Although promising dating violence programs have emerged, little is known about their effectiveness for Mexican American youth, a vulnerable and understudied population. The purpose of this study was: (1) to offer culturally-grounded recommendations towards the development of effective Teen Dating Violence (TDV) programs and/or the modification of existing programs, and (2) to identify potential barriers to Mexican American youth's participation in TDV programs. Using the perspectives of Mexican American youth (15 to 17 years old) and a phenomenological study design, focus groups (N = 14) were conducted that were homogeneous by gender and level of acculturation (low/bicultural/high). Youth provided recommendations for program design (i.e. Design it to explore between-group and within-group cultural variability, Design it to be broad in scope, and Keep it positive) and program implementation (i.e. Make the program fun and non-threatening, and Involve peers, couples, and individuals) within the context of acculturation.
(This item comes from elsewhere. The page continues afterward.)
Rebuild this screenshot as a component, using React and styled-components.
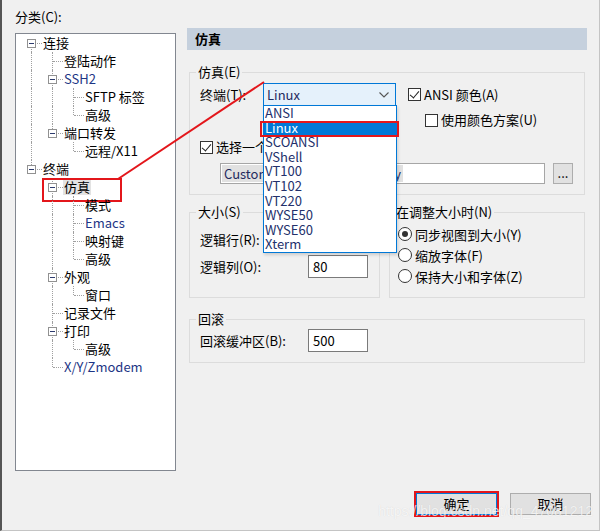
import React from "react";
import styled, { createGlobalStyle } from "styled-components";

const GlobalStyle = createGlobalStyle`
  html, body {
    margin: 0;
    padding: 0;
    background: #f0f0f0;
  }
  body {
    font-family: "Noto Sans CJK SC", "Noto Sans", sans-serif;
    font-size: 13px;
    color: #000;
  }
  * {
    box-sizing: border-box;
  }
`;

const tree = [
  {
    label: "连接",
    children: [
      { label: "登陆动作" },
      { label: "SSH2", latin: true, children: [{ label: "SFTP 标签" }, { label: "高级" }] },
      { label: "端口转发", children: [{ label: "远程/X11" }] },
    ],
  },
  {
    label: "终端",
    children: [
      {
        label: "仿真",
        selected: true,
        marked: true,
        children: [
          { label: "模式" },
          { label: "Emacs", latin: true },
          { label: "映射键" },
          { label: "高级" },
        ],
      },
      { label: "外观", children: [{ label: "窗口" }] },
      { label: "记录文件" },
      { label: "打印", children: [{ label: "高级" }] },
      { label: "X/Y/Zmodem", latin: true },
    ],
  },
];

// flatten the tree so every row knows which guide lines to draw
const flatten = (nodes, guides = [], out = []) => {
  nodes.forEach((node, i) => {
    const last = i === nodes.length - 1;
    out.push({ ...node, guides, first: guides.length === 0 && i === 0, last });
    if (node.children) flatten(node.children, [...guides, !last], out);
  });
  return out;
};

const terminals = ["ANSI", "Linux", "SCOANSI", "VShell", "VT100", "VT102", "VT220", "WYSE50", "WYSE60", "Xterm"];

const App = () => {
  const rows = flatten(tree);
  return (
    <Window>
      <GlobalStyle />
      <Body>
        <LeftCol>
          <Caption>分类(C):</Caption>
          <Tree>
            {rows.map((row, idx) => (
              <TreeRow key={idx} $marked={row.marked}>
                {row.guides.map((g, k) => (
                  <Guide key={k} $line={g} />
                ))}
                <Connector $first={row.first} $last={row.last}>
                  {row.children && <Expander />}
                </Connector>
                <NodeLabel $selected={row.selected} $latin={row.latin}>
                  {row.label}
                </NodeLabel>
              </TreeRow>
            ))}
          </Tree>
        </LeftCol>

        <Panel>
          <PanelHeader>仿真</PanelHeader>

          <Group $mt={14} $pt={3}>
            <Legend>仿真(E)</Legend>
            <FieldRow>
              <FieldLabel $w={63}>终端(T):</FieldLabel>
              <Combo>
                <ComboText>Linux</ComboText>
                <svg width="10" height="6" viewBox="0 0 10 6">
                  <polyline points="0.5,0.5 5,5 9.5,0.5" fill="none" stroke="#555" strokeWidth="1.1" />
                </svg>
                <DropList>
                  {terminals.map((t) => (
                    <DropItem key={t} $active={t === "Linux"}>
                      {t}
                    </DropItem>
                  ))}
                </DropList>
              </Combo>
              <CheckLabel $ml={12}>
                <CheckBox $checked />
                ANSI 颜色(A)
              </CheckLabel>
            </FieldRow>
            <FieldRow $mt={6} $pl={225}>
              <CheckLabel>
                <CheckBox />
                使用颜色方案(U)
              </CheckLabel>
            </FieldRow>
            <FieldRow $mt={11}>
              <CheckLabel>
                <CheckBox $checked />
                选择一个颜色方案(S)
              </CheckLabel>
            </FieldRow>
            <FieldRow $mt={8} $pl={20}>
              <SchemeField>
                <SchemeSelected>
                  <span>Custom</span>
                  <span>y</span>
                </SchemeSelected>
              </SchemeField>
              <MoreButton>...</MoreButton>
            </FieldRow>
          </Group>

          <GroupPair>
            <Group $pt={8} $grow={191}>
              <Legend>大小(S)</Legend>
              <FieldRow>
                <FieldLabel $w={108}>逻辑行(R):</FieldLabel>
                <TextInput>24</TextInput>
              </FieldRow>
              <FieldRow $mt={4}>
                <FieldLabel $w={108}>逻辑列(O):</FieldLabel>
                <TextInput>80</TextInput>
              </FieldRow>
            </Group>
            <Group $pt={4} $grow={196} $pl={8}>
              <Legend>在调整大小时(N)</Legend>
              <RadioRow>
                <Radio $checked />
                同步视图到大小(Y)
              </RadioRow>
              <RadioRow>
                <Radio />
                缩放字体(F)
              </RadioRow>
              <RadioRow>
                <Radio />
                保持大小和字体(Z)
              </RadioRow>
            </Group>
          </GroupPair>

          <Group $mt={13} $pt={2}>
            <Legend>回滚</Legend>
            <FieldRow>
              <FieldLabel $w={108}>回滚缓冲区(B):</FieldLabel>
              <TextInput>500</TextInput>
            </FieldRow>
          </Group>
        </Panel>
      </Body>

      <Footer>
        <DialogButton $default>确定</DialogButton>
        <DialogButton>取消</DialogButton>
      </Footer>

      <Annotation width="600" height="531" viewBox="0 0 600 531">
        <line x1="118" y1="179" x2="264" y2="82" stroke="#e3161b" strokeWidth="2" />
      </Annotation>
      <Watermark>https://blog.csdn.net/qq_47081212</Watermark>
    </Window>
  );
};

export default App;

const Window = styled.div`
  position: relative;
  width: 600px;
  height: 531px;
  background: #f0f0f0;
  border-left: 2px solid #555;
  border-right: 1px solid #c4c4c4;
  border-bottom: 1px solid #c4c4c4;
  padding-top: 9px;
  overflow: hidden;
`;

const Body = styled.div`
  display: flex;
  align-items: flex-start;
`;

const LeftCol = styled.div`
  margin-left: 13px;
  width: 161px;
  display: flex;
  flex-direction: column;
`;

const Caption = styled.div`
  line-height: 16px;
  height: 16px;
`;

const Tree = styled.div`
  margin-top: 8px;
  height: 438px;
  background: #fff;
  border: 1px solid #828790;
  padding: 0 0 0 5px;
`;

const TreeRow = styled.div`
  position: relative;
  display: flex;
  align-items: center;
  height: 18px;
  ${(p) =>
    p.$marked &&
    `
    &::after {
      content: "";
      position: absolute;
      left: 21px;
      top: 0;
      width: 76px;
      height: 20px;
      border: 2px solid #e3161b;
    }
  `}
`;

const Guide = styled.span`
  position: relative;
  width: 21px;
  height: 18px;
  flex: none;
  &::before {
    content: "";
    display: ${(p) => (p.$line ? "block" : "none")};
    position: absolute;
    left: 10px;
    top: 0;
    bottom: 0;
    border-left: 1px dotted #a0a0a0;
  }
`;

const Connector = styled.span`
  position: relative;
  width: 21px;
  height: 18px;
  flex: none;
  &::before {
    content: "";
    position: absolute;
    left: 10px;
    top: ${(p) => (p.$first ? "9px" : "0")};
    bottom: ${(p) => (p.$last ? "9px" : "0")};
    border-left: 1px dotted #a0a0a0;
  }
  &::after {
    content: "";
    position: absolute;
    left: 11px;
    right: 0;
    top: 9px;
    border-top: 1px dotted #a0a0a0;
  }
`;

const Expander = styled.span`
  position: absolute;
  left: 6px;
  top: 5px;
  width: 9px;
  height: 9px;
  background: #fff;
  border: 1px solid #919191;
  z-index: 1;
  &::after {
    content: "";
    position: absolute;
    left: 1px;
    right: 1px;
    top: 3px;
    height: 1px;
    background: #2d3b6e;
  }
`;

const NodeLabel = styled.span`
  padding: 0 1px;
  line-height: 16px;
  white-space: nowrap;
  color: ${(p) => (p.$latin ? "#1d3585" : "#000")};
  background: ${(p) => (p.$selected ? "#e3e3e3" : "transparent")};
`;

const Panel = styled.div`
  margin-left: 11px;
  margin-top: 19px;
  width: 400px;
  display: flex;
  flex-direction: column;
`;

const PanelHeader = styled.div`
  height: 22px;
  line-height: 22px;
  padding-left: 8px;
  background: #c5d0dd;
  font-weight: bold;
`;

const Group = styled.fieldset`
  margin: ${(p) => p.$mt || 0}px 2px 0;
  padding: ${(p) => p.$pt}px 10px 10px ${(p) => p.$pl ?? 10}px;
  border: 1px solid #dcdcdc;
  min-width: 0;
  ${(p) => p.$grow && `width: ${p.$grow}px; margin: 0;`}
`;

const Legend = styled.legend`
  padding: 0 2px;
  margin-left: -4px;
  line-height: 16px;
`;

const GroupPair = styled.div`
  display: flex;
  align-items: stretch;
  gap: 9px;
  margin: 9px 2px 0;
`;

const FieldRow = styled.div`
  display: flex;
  align-items: center;
  margin-top: ${(p) => p.$mt || 0}px;
  padding-left: ${(p) => p.$pl || 0}px;
`;

const FieldLabel = styled.span`
  width: ${(p) => p.$w}px;
  flex: none;
  line-height: 16px;
`;

const Combo = styled.div`
  position: relative;
  z-index: 3;
  width: 133px;
  height: 23px;
  background: #e5f1fb;
  border: 1px solid #0078d7;
  display: flex;
  align-items: center;
  justify-content: space-between;
  padding: 0 6px 0 3px;
`;

const ComboText = styled.span`
  color: #1f2a5e;
  line-height: 16px;
`;

const DropList = styled.div`
  position: absolute;
  left: -1px;
  top: 100%;
  width: 134px;
  background: #fff;
  border: 1px solid #0078d7;
  box-shadow: 1px 2px 3px rgba(0, 0, 0, 0.15);
`;

const DropItem = styled.div`
  position: relative;
  height: 14.6px;
  line-height: 14.6px;
  padding-left: 1px;
  color: ${(p) => (p.$active ? "#fff" : "#23306b")};
  background: ${(p) => (p.$active ? "#0078d7" : "transparent")};
  ${(p) =>
    p.$active &&
    `
    &::after {
      content: "";
      position: absolute;
      left: -4px;
      right: -3px;
      top: 0;
      bottom: -2px;
      border: 2px solid #e3161b;
    }
  `}
`;

const CheckLabel = styled.label`
  display: flex;
  align-items: center;
  height: 16px;
  line-height: 16px;
  margin-left: ${(p) => p.$ml || 0}px;
  white-space: nowrap;
`;

const CheckBox = styled.span`
  position: relative;
  flex: none;
  width: 13px;
  height: 13px;
  margin-right: 3px;
  background: #fff;
  border: 1px solid #333;
  ${(p) =>
    p.$checked &&
    `
    &::after {
      content: "";
      position: absolute;
      left: 3px;
      top: 0px;
      width: 4px;
      height: 8px;
      border-right: 1.3px solid #222;
      border-bottom: 1.3px solid #222;
      transform: rotate(40deg);
    }
  `}
`;

const SchemeField = styled.div`
  width: 325px;
  height: 21px;
  background: #fff;
  border: 1px solid #a6a6a6;
  padding: 1px;
`;

const SchemeSelected = styled.div`
  width: 181px;
  height: 17px;
  line-height: 17px;
  background: #e1e1e1;
  color: #1f2a5e;
  padding: 0 2px;
  display: flex;
  justify-content: space-between;
`;

const MoreButton = styled.div`
  width: 20px;
  height: 21px;
  margin-left: 8px;
  background: #e1e1e1;
  border: 1px solid #adadad;
  text-align: center;
  line-height: 17px;
`;

const TextInput = styled.div`
  width: 60px;
  height: 23px;
  line-height: 21px;
  padding: 0 4px;
  background: #fff;
  border: 1px solid #7a7a7a;
`;

const RadioRow = styled.label`
  display: flex;
  align-items: center;
  height: 20px;
  margin-bottom: 1px;
  white-space: nowrap;
`;

const Radio = styled.span`
  position: relative;
  flex: none;
  width: 14px;
  height: 14px;
  margin-right: 3px;
  border-radius: 50%;
  border: 1px solid #333;
  background: #fff;
  ${(p) =>
    p.$checked &&
    `
    &::after {
      content: "";
      position: absolute;
      inset: 3px;
      border-radius: 50%;
      background: #333;
    }
  `}
`;

const Footer = styled.div`
  display: flex;
  justify-content: flex-end;
  gap: 13px;
  padding-right: 8px;
  margin-top: 22px;
`;

const DialogButton = styled.div`
  width: 81px;
  height: 22px;
  line-height: 20px;
  text-align: center;
  background: #e1e1e1;
  border: 1px solid ${(p) => (p.$default ? "#0078d7" : "#adadad")};
  ${(p) => p.$default && `outline: 2px solid #e3161b;`}
`;

const Annotation = styled.svg`
  position: absolute;
  left: -2px;
  top: 0;
  pointer-events: none;
  z-index: 5;
`;

const Watermark = styled.div`
  position: absolute;
  right: 6px;
  bottom: 11px;
  z-index: 6;
  font-family: "Liberation Sans", sans-serif;
  font-size: 14px;
  color: rgba(255, 255, 255, 0.75);
  text-shadow: 0 0 1px rgba(0, 0, 0, 0.12);
  pointer-events: none;
`;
Adolescents' suggestion of a program delivered in smaller groups that support sharing within peer relationships may stem from a desire for intimacy within close relationships - re-creating a sense of familismo. Teen dating violence programs best meets the needs of Mexican American adolescents by including programmatic components that are grounded in personalized cultural values.
- domestic violence
- young people
ASJC Scopus subject areas
- Health(social science)
- Social Sciences (miscellaneous)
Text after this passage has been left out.